Enfin, le dernier chapitre, « les lauréats » montre la distribution de lauriers faite par Henriot aux poilus et aux Alliés, alors que l’Illustration publie, numéro après numéro, le « tableau d’honneur » des soldats qui se sont illustrés.

Dans la quatrième partie, « 1918 : la fin de la guerre, le bilan, les perspectives » Robert Galic aborde tout d’abord les derniers mois de la guerre avec « la défaite des puissances centrales » : de nombreux croquis, de nombreuses photos complètent les dessins d’Henriot pour montrer l’incertitude que font planer les dernières offensives allemandes, puis le succès des Alliés. Il s’intéresse ensuite aux « vaincus et aux vainqueurs », ce qui lui permet de montrer les dessins triomphants d’Henriot et de compléter par de nombreuses photos extraites de  L’Illustration . Il traite ensuite du « bilan de la guerre. Mais qui a vraiment gagné la Première guerre mondiale ? », et là nous retrouvons les dessins d’Henriot croquant les nouveaux riches, les reconversions fantaisistes du matériel de guerre et la forte présence des États-Unis. Enfin, « la paix…mais quelle paix ? » fait état des espérances et du scepticisme, deux sentiments alors faciles à éprouver.
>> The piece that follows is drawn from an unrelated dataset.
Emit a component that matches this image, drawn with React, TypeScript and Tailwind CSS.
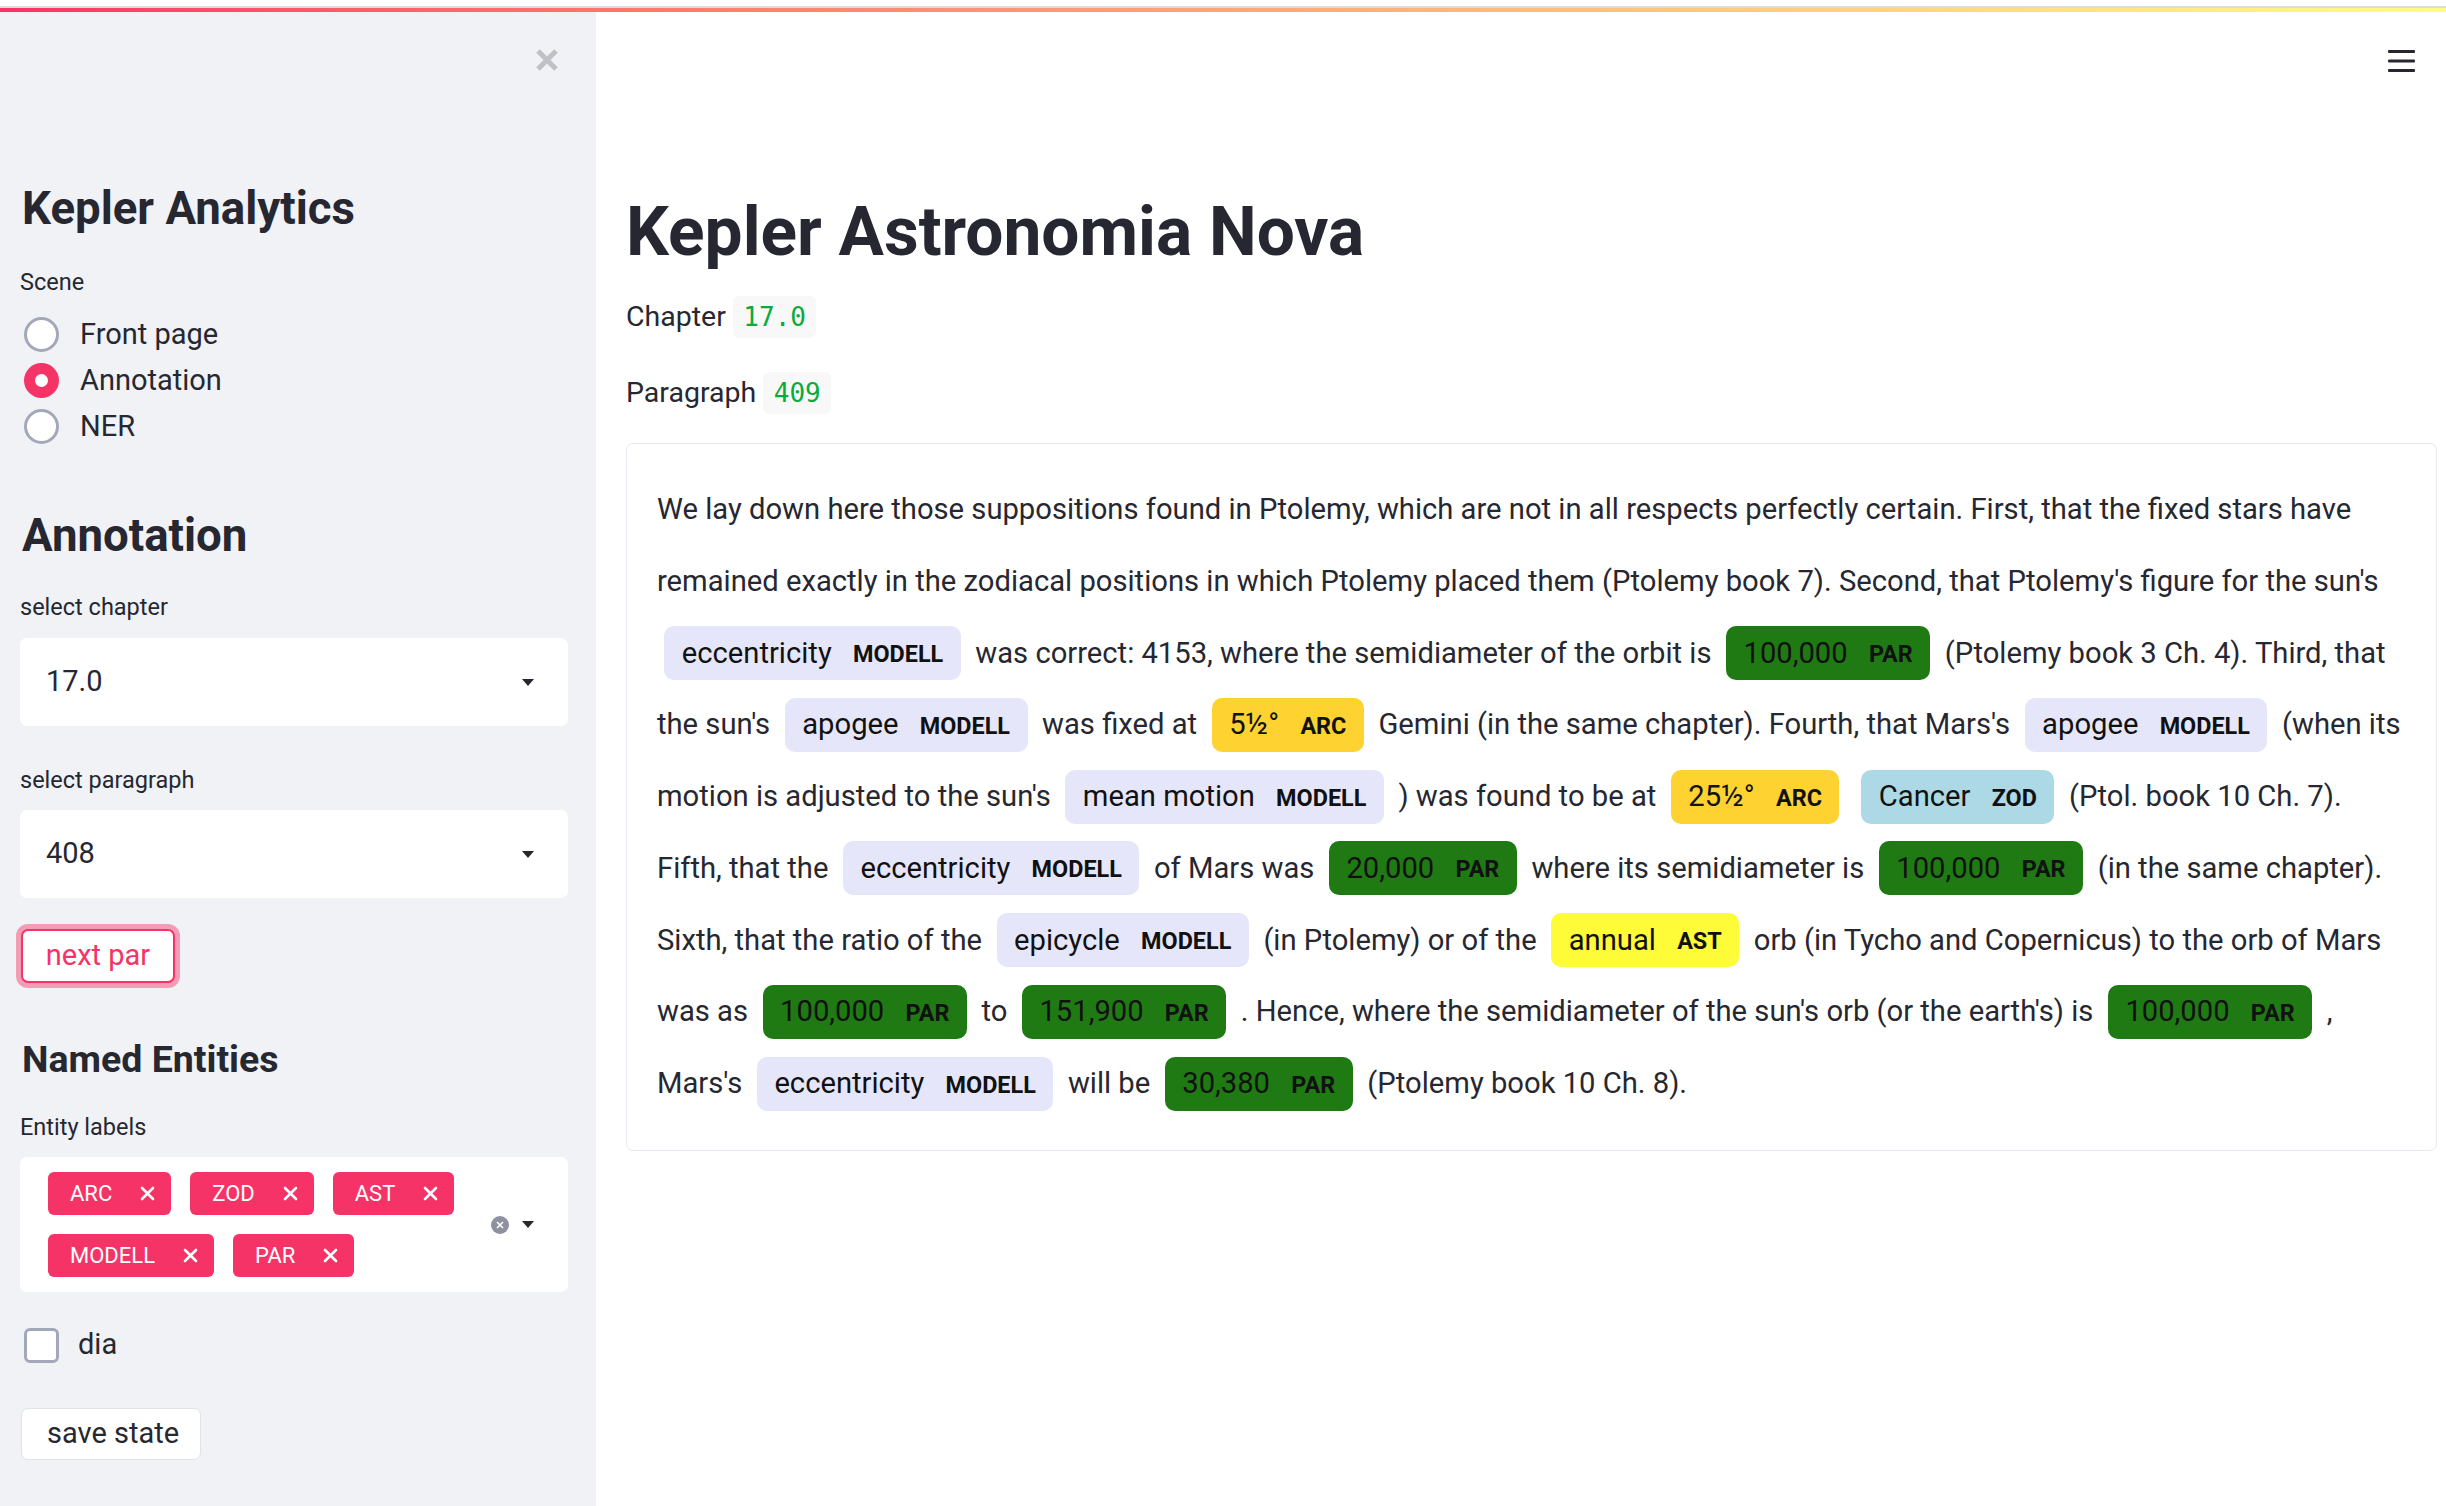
import React from "react";

type Seg = string | [string, string];

const markBg: Record<string, string> = {
  MODELL: "bg-[#e6e6fa]",
  PAR: "bg-[#1f7a14]",
  ARC: "bg-[#fdd231]",
  AST: "bg-[#fefb38]",
  ZOD: "bg-[#add8e6]",
};

const lines: Seg[][] = [
  ["We lay down here those suppositions found in Ptolemy, which are not in all respects perfectly certain. First, that the fixed stars have"],
  ["remained exactly in the zodiacal positions in which Ptolemy placed them (Ptolemy book 7). Second, that Ptolemy's figure for the sun's"],
  [["eccentricity", "MODELL"], "was correct: 4153, where the semidiameter of the orbit is", ["100,000", "PAR"], "(Ptolemy book 3 Ch. 4). Third, that"],
  ["the sun's", ["apogee", "MODELL"], "was fixed at", ["5½°", "ARC"], "Gemini (in the same chapter). Fourth, that Mars's", ["apogee", "MODELL"], "(when its"],
  ["motion is adjusted to the sun's", ["mean motion", "MODELL"], ") was found to be at", ["25½°", "ARC"], ["Cancer", "ZOD"], "(Ptol. book 10 Ch. 7)."],
  ["Fifth, that the", ["eccentricity", "MODELL"], "of Mars was", ["20,000", "PAR"], "where its semidiameter is", ["100,000", "PAR"], "(in the same chapter)."],
  ["Sixth, that the ratio of the", ["epicycle", "MODELL"], "(in Ptolemy) or of the", ["annual", "AST"], "orb (in Tycho and Copernicus) to the orb of Mars"],
  ["was as", ["100,000", "PAR"], "to", ["151,900", "PAR"], ". Hence, where the semidiameter of the sun's orb (or the earth's) is", ["100,000", "PAR"], ","],
  ["Mars's", ["eccentricity", "MODELL"], "will be", ["30,380", "PAR"], "(Ptolemy book 10 Ch. 8)."],
];

function Mark({ text, label }: { text: string; label: string }) {
  return (
    <span className={`inline-block ${markBg[label]} py-[12.5px] px-[17.5px] mx-[7.3px] leading-none rounded-[10px] text-[#111]`}>
      {text} <span className="ml-[14px] text-[23.4px] font-bold uppercase align-middle leading-none">{label}</span>
    </span>
  );
}

function Arrow() {
  return (
    <svg width="12" height="7" viewBox="0 0 12 7">
      <path d="M0 0 L12 0 L6 7 Z" fill="#262730" />
    </svg>
  );
}

function SelectBox({ value }: { value: string }) {
  return (
    <div className="h-[88px] bg-white rounded-[7px] flex items-center justify-between pl-[26px] pr-[34px]">
      <span className="text-[29px]">{value}</span>
      <Arrow />
    </div>
  );
}

function Radio({ label, checked }: { label: string; checked?: boolean }) {
  return (
    <div className="flex items-center h-[46px]">
      {checked ? (
        <span className="ml-[4px] w-[35px] h-[35px] rounded-full bg-[#f63366] flex items-center justify-center">
          <span className="w-[13px] h-[13px] rounded-full bg-white" />
        </span>
      ) : (
        <span className="ml-[4px] w-[35px] h-[35px] rounded-full border-[3px] border-[#a3a8b8] bg-white" />
      )}
      <span className="ml-[21px] text-[29px] leading-none">{label}</span>
    </div>
  );
}

function Tag({ label }: { label: string }) {
  return (
    <span className="h-[43px] bg-[#f63366] rounded-[6px] flex items-center pl-[22px] pr-[16px] text-white">
      <span className="text-[22px]">{label}</span>
      <svg className="ml-[28px]" width="15" height="15" viewBox="0 0 15 15">
        <path d="M2 2 L13 13 M13 2 L2 13" stroke="white" strokeWidth="2.6" strokeLinecap="round" />
      </svg>
    </span>
  );
}

function Code({ children }: { children: string }) {
  return (
    <span className="ml-[7px] inline-flex items-center h-[42px] px-[10.5px] rounded-[6px] bg-[#f8f8f9] text-[#09ab3b] text-[26px] font-[family-name:'DejaVu_Sans_Mono',monospace]">
      {children}
    </span>
  );
}

export default function App() {
  return (
    <div className="w-[2446px] h-[1506px] overflow-hidden bg-white text-[#262730] font-[family-name:Roboto,sans-serif]">
      <div className="h-[6px] bg-white" />
      <div className="h-[2px] bg-[#dcdcdc]" />
      <div className="h-[4px] bg-gradient-to-r from-[#f63366] to-[#fffd80]" />
      <div className="flex h-[1494px]">
        {/* sidebar */}
        <aside className="w-[596px] shrink-0 bg-[#f0f2f6] pl-[20px] pr-[28px] flex flex-col">
          <div className="pt-[36px] flex justify-end pr-[9px]">
            <svg width="24" height="24" viewBox="0 0 24 24">
              <path d="M3 3 L21 21 M21 3 L3 21" stroke="#bfc1c7" strokeWidth="5" />
            </svg>
          </div>
          <h2 className="mt-[111px] text-[45.6px] font-bold leading-[52px] pl-[2px]">Kepler Analytics</h2>
          <div className="mt-[30px] text-[23.5px] leading-[34px]">Scene</div>
          <div className="mt-[12px] flex flex-col">
            <Radio label="Front page" />
            <Radio label="Annotation" checked />
            <Radio label="NER" />
          </div>
          <h2 className="mt-[61px] text-[45.6px] font-bold leading-[52px] pl-[2px]">Annotation</h2>
          <div className="mt-[28px] text-[23.5px] leading-[34px]">select chapter</div>
          <div className="mt-[14px]">
            <SelectBox value="17.0" />
          </div>
          <div className="mt-[37px] text-[23.5px] leading-[34px]">select paragraph</div>
          <div className="mt-[13px]">
            <SelectBox value="408" />
          </div>
          <div className="mt-[31px] pl-[1px]">
            <button className="w-[154px] h-[54px] rounded-[7px] border-2 border-[#f63366] bg-white text-[#f63366] text-[29px] shadow-[0_0_0_5px_rgba(246,51,102,0.45)]">
              next par
            </button>
          </div>
          <h3 className="mt-[55px] text-[37.5px] font-bold leading-[42px] pl-[2px]">Named Entities</h3>
          <div className="mt-[30px] text-[23.5px] leading-[34px]">Entity labels</div>
          <div className="mt-[13px] bg-white rounded-[7px] h-[135px] flex items-center pl-[28px] pr-[34px]">
            <div className="flex-1 flex flex-wrap gap-x-[19px] gap-y-[19px] pr-[20px]">
              <Tag label="ARC" />
              <Tag label="ZOD" />
              <Tag label="AST" />
              <Tag label="MODELL" />
              <Tag label="PAR" />
            </div>
            <svg width="18" height="18" viewBox="0 0 18 18">
              <circle cx="9" cy="9" r="9" fill="#8e92a0" />
              <path d="M6 6 L12 12 M12 6 L6 12" stroke="white" strokeWidth="1.6" />
            </svg>
            <span className="ml-[13px]">
              <Arrow />
            </span>
          </div>
          <div className="mt-[36px] flex items-center h-[34px]">
            <span className="ml-[4px] w-[35px] h-[35px] rounded-[6px] border-[3px] border-[#a3a8b8] bg-white" />
            <span className="ml-[19px] text-[29px]">dia</span>
          </div>
          <div className="mt-[46px] pl-[1px]">
            <button className="w-[180px] h-[52px] rounded-[7px] border border-[#e0e2e8] bg-white text-[29px] text-left pl-[25px]">
              save state
            </button>
          </div>
        </aside>

        {/* main */}
        <main className="flex-1 pl-[30px] pr-[9px] flex flex-col">
          <div className="pt-[38px] flex justify-end pr-[22px]">
            <svg width="27" height="22" viewBox="0 0 27 22">
              <rect x="0" y="0" width="27" height="3" rx="1" fill="#262730" />
              <rect x="0" y="9.5" width="27" height="3" rx="1" fill="#262730" />
              <rect x="0" y="19" width="27" height="3" rx="1" fill="#262730" />
            </svg>
          </div>
          <h1 className="mt-[120px] text-[67.6px] font-bold leading-[80px]">Kepler Astronomia Nova</h1>
          <div className="mt-[24px] flex items-center h-[42px] text-[28.5px]">
            <span>Chapter</span>
            <Code>17.0</Code>
          </div>
          <div className="mt-[34px] flex items-center h-[42px] text-[28.5px]">
            <span>Paragraph</span>
            <Code>409</Code>
          </div>
          <div className="mt-[29px] border border-[#e6e9ef] rounded-[7px] p-[30px] text-[29.2px]">
            {lines.map((line, i) => (
              <div key={i} className="whitespace-nowrap leading-[71.75px] h-[71.75px]">
                {line.map((seg, j) => (
                  <React.Fragment key={j}>
                    {j > 0 ? " " : ""}
                    {typeof seg === "string" ? seg : <Mark text={seg[0]} label={seg[1]} />}
                  </React.Fragment>
                ))}
              </div>
            ))}
          </div>
        </main>
      </div>
    </div>
  );
}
La conclusion oppose le témoignage d’un contemporain d’Henriot et la propre vision de Robert Galic. Les deux soulignent à quel point Henriot recherchait malgré la dure période, à faire sourire, et c’est probablement le trait le plus significatif de ce dessinateur qui est révélateur des modes de pensées dominants et qui a accompagné les lecteurs de l’Illustration semaine après semaine de ses petits dessins ironiques.

Le livre en lui même a un intérêt certain, malgré quelques redites et des paraphrases probablement inutiles car les légendes des dessins sont la plupart du temps explicites. Finalement, le premier titre de l’édition de 2008, Les dessins de Henri Henriot dans L’Illustration et l’histoire de la première guerre mondiale, semblait plus adapté au contenu de l’ouvrage car celui-ci n’est pas entièrement centré sur Henri Henriot et ses petits dessins.